**Data section**.
________

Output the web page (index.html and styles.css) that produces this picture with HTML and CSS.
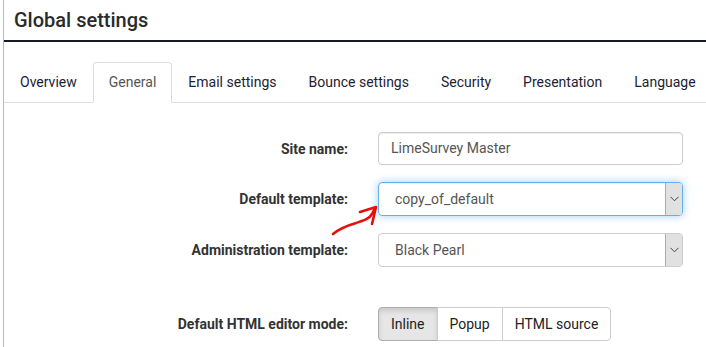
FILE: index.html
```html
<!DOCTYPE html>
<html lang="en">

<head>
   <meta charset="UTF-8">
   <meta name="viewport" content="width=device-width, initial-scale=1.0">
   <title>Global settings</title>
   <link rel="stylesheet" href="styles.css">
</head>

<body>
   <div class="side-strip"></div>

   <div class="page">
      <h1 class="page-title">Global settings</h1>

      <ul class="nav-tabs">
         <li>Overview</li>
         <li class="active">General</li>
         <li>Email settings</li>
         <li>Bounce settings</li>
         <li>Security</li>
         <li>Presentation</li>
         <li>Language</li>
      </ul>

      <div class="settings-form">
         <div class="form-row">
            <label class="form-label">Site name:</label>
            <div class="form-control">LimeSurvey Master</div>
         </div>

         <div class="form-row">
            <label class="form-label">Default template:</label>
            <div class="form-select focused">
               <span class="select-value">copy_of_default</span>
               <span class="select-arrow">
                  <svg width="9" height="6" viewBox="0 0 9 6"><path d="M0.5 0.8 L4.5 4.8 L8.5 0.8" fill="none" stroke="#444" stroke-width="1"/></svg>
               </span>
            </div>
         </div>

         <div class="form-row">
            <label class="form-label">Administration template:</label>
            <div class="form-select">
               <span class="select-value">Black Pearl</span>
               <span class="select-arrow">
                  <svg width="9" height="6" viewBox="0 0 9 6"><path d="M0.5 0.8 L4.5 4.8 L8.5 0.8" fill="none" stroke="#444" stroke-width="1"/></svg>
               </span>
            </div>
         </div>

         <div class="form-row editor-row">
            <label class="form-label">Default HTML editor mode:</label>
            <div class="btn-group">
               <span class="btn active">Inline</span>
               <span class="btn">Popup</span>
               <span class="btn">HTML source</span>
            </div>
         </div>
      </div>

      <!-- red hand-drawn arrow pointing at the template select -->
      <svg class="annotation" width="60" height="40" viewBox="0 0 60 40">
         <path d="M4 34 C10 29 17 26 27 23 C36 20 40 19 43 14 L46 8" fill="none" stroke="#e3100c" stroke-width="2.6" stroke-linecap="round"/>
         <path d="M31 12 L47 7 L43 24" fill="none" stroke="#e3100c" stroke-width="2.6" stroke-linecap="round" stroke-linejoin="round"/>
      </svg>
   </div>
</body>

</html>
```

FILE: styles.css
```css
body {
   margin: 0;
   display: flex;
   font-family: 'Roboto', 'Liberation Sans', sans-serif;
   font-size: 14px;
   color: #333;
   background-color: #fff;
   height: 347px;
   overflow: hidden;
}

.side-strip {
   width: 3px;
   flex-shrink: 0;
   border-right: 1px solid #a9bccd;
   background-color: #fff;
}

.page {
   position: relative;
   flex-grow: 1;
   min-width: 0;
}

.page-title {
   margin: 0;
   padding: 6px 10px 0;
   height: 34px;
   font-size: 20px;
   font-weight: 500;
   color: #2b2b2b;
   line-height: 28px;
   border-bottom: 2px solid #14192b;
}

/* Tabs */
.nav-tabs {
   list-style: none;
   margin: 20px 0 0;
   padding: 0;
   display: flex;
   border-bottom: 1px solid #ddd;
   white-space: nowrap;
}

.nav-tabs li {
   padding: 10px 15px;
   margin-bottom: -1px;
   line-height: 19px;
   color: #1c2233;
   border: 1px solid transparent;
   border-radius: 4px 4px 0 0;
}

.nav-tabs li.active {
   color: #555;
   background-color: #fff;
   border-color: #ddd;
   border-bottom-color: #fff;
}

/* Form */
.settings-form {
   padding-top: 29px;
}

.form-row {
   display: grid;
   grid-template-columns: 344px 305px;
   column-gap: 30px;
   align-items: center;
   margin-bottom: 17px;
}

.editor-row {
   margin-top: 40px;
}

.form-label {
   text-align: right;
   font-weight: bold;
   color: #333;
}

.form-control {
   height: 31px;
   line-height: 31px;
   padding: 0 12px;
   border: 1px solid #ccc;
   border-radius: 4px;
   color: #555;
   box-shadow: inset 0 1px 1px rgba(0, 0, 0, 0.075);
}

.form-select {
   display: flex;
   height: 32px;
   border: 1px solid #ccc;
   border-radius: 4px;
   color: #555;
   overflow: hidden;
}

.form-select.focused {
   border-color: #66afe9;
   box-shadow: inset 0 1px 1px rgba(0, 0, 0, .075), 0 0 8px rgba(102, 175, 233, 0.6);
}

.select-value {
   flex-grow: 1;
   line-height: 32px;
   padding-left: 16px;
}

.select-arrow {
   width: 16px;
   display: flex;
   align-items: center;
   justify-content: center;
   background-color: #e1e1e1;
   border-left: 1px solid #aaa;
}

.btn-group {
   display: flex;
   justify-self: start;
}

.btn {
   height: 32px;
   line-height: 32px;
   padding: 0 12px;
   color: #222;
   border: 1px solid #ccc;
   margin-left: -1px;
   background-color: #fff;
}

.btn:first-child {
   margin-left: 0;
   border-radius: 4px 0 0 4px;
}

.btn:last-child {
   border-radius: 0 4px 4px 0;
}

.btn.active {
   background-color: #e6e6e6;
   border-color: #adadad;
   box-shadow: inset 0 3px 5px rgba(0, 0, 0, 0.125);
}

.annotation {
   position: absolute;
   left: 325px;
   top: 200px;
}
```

________

**Required work**.
Copy out the whole listing exactly, and don't carry over any pictures.

**Reply to the task**.
Output the web page (index.html and styles.css) that produces this picture with HTML and CSS.
FILE: index.html
```html
<!DOCTYPE html>
<html lang="en">

<head>
   <meta charset="UTF-8">
   <meta name="viewport" content="width=device-width, initial-scale=1.0">
   <title>Global settings</title>
   <link rel="stylesheet" href="styles.css">
</head>

<body>
   <div class="side-strip"></div>

   <div class="page">
      <h1 class="page-title">Global settings</h1>

      <ul class="nav-tabs">
         <li>Overview</li>
         <li class="active">General</li>
         <li>Email settings</li>
         <li>Bounce settings</li>
         <li>Security</li>
         <li>Presentation</li>
         <li>Language</li>
      </ul>

      <div class="settings-form">
         <div class="form-row">
            <label class="form-label">Site name:</label>
            <div class="form-control">LimeSurvey Master</div>
         </div>

         <div class="form-row">
            <label class="form-label">Default template:</label>
            <div class="form-select focused">
               <span class="select-value">copy_of_default</span>
               <span class="select-arrow">
                  <svg width="9" height="6" viewBox="0 0 9 6"><path d="M0.5 0.8 L4.5 4.8 L8.5 0.8" fill="none" stroke="#444" stroke-width="1"/></svg>
               </span>
            </div>
         </div>

         <div class="form-row">
            <label class="form-label">Administration template:</label>
            <div class="form-select">
               <span class="select-value">Black Pearl</span>
               <span class="select-arrow">
                  <svg width="9" height="6" viewBox="0 0 9 6"><path d="M0.5 0.8 L4.5 4.8 L8.5 0.8" fill="none" stroke="#444" stroke-width="1"/></svg>
               </span>
            </div>
         </div>

         <div class="form-row editor-row">
            <label class="form-label">Default HTML editor mode:</label>
            <div class="btn-group">
               <span class="btn active">Inline</span>
               <span class="btn">Popup</span>
               <span class="btn">HTML source</span>
            </div>
         </div>
      </div>

      <!-- red hand-drawn arrow pointing at the template select -->
      <svg class="annotation" width="60" height="40" viewBox="0 0 60 40">
         <path d="M4 34 C10 29 17 26 27 23 C36 20 40 19 43 14 L46 8" fill="none" stroke="#e3100c" stroke-width="2.6" stroke-linecap="round"/>
         <path d="M31 12 L47 7 L43 24" fill="none" stroke="#e3100c" stroke-width="2.6" stroke-linecap="round" stroke-linejoin="round"/>
      </svg>
   </div>
</body>

</html>
```

FILE: styles.css
```css
body {
   margin: 0;
   display: flex;
   font-family: 'Roboto', 'Liberation Sans', sans-serif;
   font-size: 14px;
   color: #333;
   background-color: #fff;
   height: 347px;
   overflow: hidden;
}

.side-strip {
   width: 3px;
   flex-shrink: 0;
   border-right: 1px solid #a9bccd;
   background-color: #fff;
}

.page {
   position: relative;
   flex-grow: 1;
   min-width: 0;
}

.page-title {
   margin: 0;
   padding: 6px 10px 0;
   height: 34px;
   font-size: 20px;
   font-weight: 500;
   color: #2b2b2b;
   line-height: 28px;
   border-bottom: 2px solid #14192b;
}

/* Tabs */
.nav-tabs {
   list-style: none;
   margin: 20px 0 0;
   padding: 0;
   display: flex;
   border-bottom: 1px solid #ddd;
   white-space: nowrap;
}

.nav-tabs li {
   padding: 10px 15px;
   margin-bottom: -1px;
   line-height: 19px;
   color: #1c2233;
   border: 1px solid transparent;
   border-radius: 4px 4px 0 0;
}

.nav-tabs li.active {
   color: #555;
   background-color: #fff;
   border-color: #ddd;
   border-bottom-color: #fff;
}

/* Form */
.settings-form {
   padding-top: 29px;
}

.form-row {
   display: grid;
   grid-template-columns: 344px 305px;
   column-gap: 30px;
   align-items: center;
   margin-bottom: 17px;
}

.editor-row {
   margin-top: 40px;
}

.form-label {
   text-align: right;
   font-weight: bold;
   color: #333;
}

.form-control {
   height: 31px;
   line-height: 31px;
   padding: 0 12px;
   border: 1px solid #ccc;
   border-radius: 4px;
   color: #555;
   box-shadow: inset 0 1px 1px rgba(0, 0, 0, 0.075);
}

.form-select {
   display: flex;
   height: 32px;
   border: 1px solid #ccc;
   border-radius: 4px;
   color: #555;
   overflow: hidden;
}

.form-select.focused {
   border-color: #66afe9;
   box-shadow: inset 0 1px 1px rgba(0, 0, 0, .075), 0 0 8px rgba(102, 175, 233, 0.6);
}

.select-value {
   flex-grow: 1;
   line-height: 32px;
   padding-left: 16px;
}

.select-arrow {
   width: 16px;
   display: flex;
   align-items: center;
   justify-content: center;
   background-color: #e1e1e1;
   border-left: 1px solid #aaa;
}

.btn-group {
   display: flex;
   justify-self: start;
}

.btn {
   height: 32px;
   line-height: 32px;
   padding: 0 12px;
   color: #222;
   border: 1px solid #ccc;
   margin-left: -1px;
   background-color: #fff;
}

.btn:first-child {
   margin-left: 0;
   border-radius: 4px 0 0 4px;
}

.btn:last-child {
   border-radius: 0 4px 4px 0;
}

.btn.active {
   background-color: #e6e6e6;
   border-color: #adadad;
   box-shadow: inset 0 3px 5px rgba(0, 0, 0, 0.125);
}

.annotation {
   position: absolute;
   left: 325px;
   top: 200px;
}
```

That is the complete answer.